**Stated goal**
Lines containing the word "index" are the ones to copy from the records below.

**Records to process**
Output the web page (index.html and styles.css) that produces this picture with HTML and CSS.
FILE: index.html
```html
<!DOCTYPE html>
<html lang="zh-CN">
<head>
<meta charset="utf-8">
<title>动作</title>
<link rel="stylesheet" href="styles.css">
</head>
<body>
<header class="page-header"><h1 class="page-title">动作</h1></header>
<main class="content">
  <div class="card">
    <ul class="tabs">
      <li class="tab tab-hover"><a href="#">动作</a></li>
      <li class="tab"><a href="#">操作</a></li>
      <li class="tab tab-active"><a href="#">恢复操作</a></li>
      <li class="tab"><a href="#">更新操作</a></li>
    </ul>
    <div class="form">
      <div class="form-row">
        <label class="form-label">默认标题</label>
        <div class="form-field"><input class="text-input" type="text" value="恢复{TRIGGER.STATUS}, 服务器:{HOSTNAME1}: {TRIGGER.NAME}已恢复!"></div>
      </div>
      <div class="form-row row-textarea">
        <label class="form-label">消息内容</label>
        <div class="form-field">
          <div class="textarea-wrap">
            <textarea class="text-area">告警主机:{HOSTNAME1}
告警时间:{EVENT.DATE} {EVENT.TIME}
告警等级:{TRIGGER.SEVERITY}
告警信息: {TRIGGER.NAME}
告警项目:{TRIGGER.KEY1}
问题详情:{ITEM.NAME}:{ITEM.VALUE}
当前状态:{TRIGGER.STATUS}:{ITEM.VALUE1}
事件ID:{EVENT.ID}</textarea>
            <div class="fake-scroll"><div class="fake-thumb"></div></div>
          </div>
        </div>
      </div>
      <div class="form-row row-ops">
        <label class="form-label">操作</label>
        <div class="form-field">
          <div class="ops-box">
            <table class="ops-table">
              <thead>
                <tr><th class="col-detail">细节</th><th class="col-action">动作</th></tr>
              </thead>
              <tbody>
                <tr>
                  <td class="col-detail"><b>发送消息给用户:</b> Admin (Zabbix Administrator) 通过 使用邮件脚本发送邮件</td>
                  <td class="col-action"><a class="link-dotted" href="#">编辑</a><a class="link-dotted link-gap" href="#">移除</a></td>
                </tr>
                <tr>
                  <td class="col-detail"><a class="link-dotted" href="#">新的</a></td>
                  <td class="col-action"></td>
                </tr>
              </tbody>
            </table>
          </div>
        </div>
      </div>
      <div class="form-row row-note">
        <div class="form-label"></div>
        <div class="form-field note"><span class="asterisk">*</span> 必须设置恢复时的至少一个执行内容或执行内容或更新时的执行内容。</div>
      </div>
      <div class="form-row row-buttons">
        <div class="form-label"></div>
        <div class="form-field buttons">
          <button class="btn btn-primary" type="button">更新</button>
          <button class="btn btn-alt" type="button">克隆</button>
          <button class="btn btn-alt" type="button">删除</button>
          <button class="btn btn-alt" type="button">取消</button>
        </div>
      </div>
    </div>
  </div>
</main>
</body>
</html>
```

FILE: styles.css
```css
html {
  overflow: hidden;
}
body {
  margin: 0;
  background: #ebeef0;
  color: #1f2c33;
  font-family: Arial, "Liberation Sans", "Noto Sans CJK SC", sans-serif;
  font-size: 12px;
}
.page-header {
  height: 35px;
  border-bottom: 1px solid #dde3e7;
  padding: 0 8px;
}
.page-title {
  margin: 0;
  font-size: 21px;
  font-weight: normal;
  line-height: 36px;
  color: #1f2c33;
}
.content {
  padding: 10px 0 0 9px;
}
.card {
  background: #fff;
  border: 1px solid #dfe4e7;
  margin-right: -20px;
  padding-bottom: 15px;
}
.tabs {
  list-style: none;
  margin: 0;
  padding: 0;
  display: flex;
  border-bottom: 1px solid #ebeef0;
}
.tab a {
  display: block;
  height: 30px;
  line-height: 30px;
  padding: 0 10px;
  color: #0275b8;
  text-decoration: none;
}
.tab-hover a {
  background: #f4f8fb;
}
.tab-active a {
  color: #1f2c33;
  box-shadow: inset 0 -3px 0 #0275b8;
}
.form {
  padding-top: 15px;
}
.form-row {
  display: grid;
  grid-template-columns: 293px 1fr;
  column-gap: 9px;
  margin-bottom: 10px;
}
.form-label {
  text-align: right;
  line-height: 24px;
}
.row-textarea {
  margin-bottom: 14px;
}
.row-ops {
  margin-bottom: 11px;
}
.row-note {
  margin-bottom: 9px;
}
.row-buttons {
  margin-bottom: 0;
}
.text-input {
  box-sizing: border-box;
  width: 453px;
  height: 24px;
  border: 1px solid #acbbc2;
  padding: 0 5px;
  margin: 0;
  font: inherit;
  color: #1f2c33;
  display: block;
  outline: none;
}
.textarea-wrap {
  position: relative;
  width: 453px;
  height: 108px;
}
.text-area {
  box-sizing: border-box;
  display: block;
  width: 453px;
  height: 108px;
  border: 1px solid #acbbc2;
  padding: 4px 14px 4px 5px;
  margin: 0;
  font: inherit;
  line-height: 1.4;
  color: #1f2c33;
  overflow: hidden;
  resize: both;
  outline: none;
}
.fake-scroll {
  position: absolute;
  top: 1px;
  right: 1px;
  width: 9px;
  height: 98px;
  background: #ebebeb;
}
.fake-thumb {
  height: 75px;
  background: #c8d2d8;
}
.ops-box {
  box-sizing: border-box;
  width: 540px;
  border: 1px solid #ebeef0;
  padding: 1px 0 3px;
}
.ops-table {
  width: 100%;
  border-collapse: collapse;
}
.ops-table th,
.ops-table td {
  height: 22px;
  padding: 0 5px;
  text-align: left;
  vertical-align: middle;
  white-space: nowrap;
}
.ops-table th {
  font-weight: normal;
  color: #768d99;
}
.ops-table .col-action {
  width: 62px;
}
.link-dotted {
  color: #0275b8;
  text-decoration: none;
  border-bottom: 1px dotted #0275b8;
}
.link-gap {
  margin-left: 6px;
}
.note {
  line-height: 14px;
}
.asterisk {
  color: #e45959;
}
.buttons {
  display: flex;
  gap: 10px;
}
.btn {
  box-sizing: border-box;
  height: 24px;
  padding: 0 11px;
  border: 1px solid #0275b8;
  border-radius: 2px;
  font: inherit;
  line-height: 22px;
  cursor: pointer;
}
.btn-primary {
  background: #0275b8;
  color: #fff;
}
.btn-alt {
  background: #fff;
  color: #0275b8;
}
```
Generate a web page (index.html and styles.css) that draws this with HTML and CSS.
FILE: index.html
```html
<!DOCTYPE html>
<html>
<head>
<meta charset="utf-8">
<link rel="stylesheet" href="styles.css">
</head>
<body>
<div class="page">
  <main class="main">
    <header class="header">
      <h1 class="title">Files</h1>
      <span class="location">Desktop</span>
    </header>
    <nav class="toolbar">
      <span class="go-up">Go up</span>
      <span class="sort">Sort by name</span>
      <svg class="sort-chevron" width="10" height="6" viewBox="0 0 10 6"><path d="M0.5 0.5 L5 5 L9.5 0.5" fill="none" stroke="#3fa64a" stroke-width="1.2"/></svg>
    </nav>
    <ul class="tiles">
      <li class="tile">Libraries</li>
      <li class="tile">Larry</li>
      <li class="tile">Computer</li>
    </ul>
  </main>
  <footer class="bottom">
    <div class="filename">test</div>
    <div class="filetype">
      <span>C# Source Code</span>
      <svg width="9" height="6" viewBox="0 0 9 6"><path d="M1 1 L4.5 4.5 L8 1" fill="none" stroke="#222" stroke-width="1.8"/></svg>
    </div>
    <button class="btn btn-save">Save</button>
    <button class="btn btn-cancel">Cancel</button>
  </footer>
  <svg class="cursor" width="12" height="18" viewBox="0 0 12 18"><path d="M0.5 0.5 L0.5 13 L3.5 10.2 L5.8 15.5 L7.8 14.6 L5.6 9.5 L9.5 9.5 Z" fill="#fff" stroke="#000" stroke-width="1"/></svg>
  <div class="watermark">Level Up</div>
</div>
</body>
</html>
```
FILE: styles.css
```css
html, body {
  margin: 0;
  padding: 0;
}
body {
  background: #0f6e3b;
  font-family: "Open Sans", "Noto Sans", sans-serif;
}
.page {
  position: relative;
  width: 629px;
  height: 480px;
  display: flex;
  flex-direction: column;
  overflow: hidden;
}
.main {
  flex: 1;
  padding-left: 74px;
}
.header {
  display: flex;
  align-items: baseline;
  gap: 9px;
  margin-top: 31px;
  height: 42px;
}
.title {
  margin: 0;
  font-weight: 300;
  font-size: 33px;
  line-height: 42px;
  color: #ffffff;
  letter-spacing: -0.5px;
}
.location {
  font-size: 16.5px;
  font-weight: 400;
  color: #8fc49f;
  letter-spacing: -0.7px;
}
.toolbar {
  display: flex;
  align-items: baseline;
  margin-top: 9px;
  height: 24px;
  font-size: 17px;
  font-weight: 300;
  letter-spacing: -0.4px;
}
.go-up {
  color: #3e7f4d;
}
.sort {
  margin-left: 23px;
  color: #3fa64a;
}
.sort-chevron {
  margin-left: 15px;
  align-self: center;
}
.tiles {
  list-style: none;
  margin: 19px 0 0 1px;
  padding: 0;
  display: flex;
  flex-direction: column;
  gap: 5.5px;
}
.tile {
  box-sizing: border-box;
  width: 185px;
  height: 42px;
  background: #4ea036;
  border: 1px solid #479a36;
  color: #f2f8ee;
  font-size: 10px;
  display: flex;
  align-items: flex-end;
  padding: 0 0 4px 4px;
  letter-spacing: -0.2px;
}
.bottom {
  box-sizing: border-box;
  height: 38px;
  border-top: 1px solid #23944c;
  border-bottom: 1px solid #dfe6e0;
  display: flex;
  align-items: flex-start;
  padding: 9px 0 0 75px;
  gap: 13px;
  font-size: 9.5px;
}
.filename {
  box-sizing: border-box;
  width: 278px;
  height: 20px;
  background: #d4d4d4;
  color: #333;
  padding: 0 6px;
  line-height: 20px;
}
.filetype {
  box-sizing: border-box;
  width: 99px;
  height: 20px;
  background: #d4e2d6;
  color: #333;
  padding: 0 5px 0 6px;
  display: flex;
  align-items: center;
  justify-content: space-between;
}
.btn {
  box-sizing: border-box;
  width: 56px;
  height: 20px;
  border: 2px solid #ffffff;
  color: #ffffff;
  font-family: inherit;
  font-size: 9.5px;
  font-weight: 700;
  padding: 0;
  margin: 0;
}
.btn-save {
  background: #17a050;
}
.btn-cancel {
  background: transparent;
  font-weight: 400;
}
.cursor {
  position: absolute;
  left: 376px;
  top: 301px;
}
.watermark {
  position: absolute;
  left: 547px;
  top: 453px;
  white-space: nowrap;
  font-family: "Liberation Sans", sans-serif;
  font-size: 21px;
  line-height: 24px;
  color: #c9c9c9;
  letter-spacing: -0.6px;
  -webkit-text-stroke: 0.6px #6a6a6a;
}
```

**Task result**
Output the web page (index.html and styles.css) that produces this picture with HTML and CSS.
FILE: index.html
Generate a web page (index.html and styles.css) that draws this with HTML and CSS.
FILE: index.html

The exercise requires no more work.